The cruise down CO 115 and 69 to Westcliffe went smoothly as we sped by the human rights abomination in Florence, passed some RVs near Wetmore, and charged up the Music Pass road to the TH, arriving just past dusk.
I slept well, dreaming of airy scrambles to come.
7.38 miles and ~3500' gain (for me)
Optional theme music brought to you by Parliament.
We topped off our packs after sleeping in a little late, and hit the trail for Music Pass.
Heading up the trail with the shoulder of Marble Mountain at right
This trail is used by both horses and hikers, making for a wide, easily trodden path up the 800' to the Sange de Cristo Wilderness Boundary, where the views open up to preview the amazing scenery and beautiful peaks ahead.

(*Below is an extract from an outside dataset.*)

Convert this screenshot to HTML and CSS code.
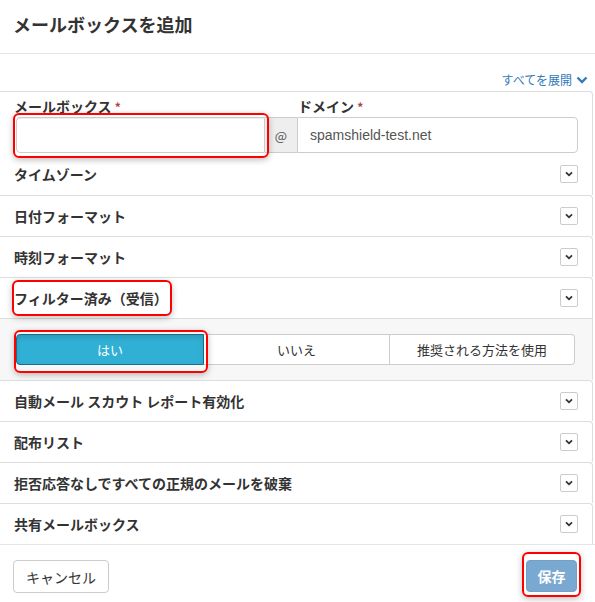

Tom looks out toward Music Mtn (L) and Milwaukee Peak
After the pass at 11,380ft, there's a lovely 490' drop down to the Sand Creek valley. It was already becoming apparent that the Mak N Bacon we'd both eaten the night before has some, well, funky stuff in the mix. Bootsy Collins only dreams of funk like this. Proper trail manners in cases like this dictate hiking a good distance apart, or letting the other guy take the lead when necessary. We took turns setting the pace and falling back. We passed through sunflower-studded meadows to the turnoff for Lower Sand Creek Lake (LSCL), where we dropped our packs, set up my tent, hung up our extra food, and beat feet up the trail toward LSCL. After our short rest, the 400' climb went faster than anyone can deliver a sub, we reached the shore. This is the kind of view you can expect Tijeras to deliver as it towers above.
With the summit 2200' above and George Clinton echoing in my head, I was ready to turn this mother out. A trail leads toward the north side of the lake, and ends here:
See those willows at the bottom? Yeah, there's more to come
Our route took us between the two rock outcroppings, ostensibly into a forest. Yes, there were some trees, but the real fun came in the willows. You can see me in there, somewhere.
Good Times! (Photo by Tom)
After a thankfully brief session with the willows, we popped out here, with both the initial cliff ringing Tijeras' base and the summit in view.
We headed up through some flowers to a bench...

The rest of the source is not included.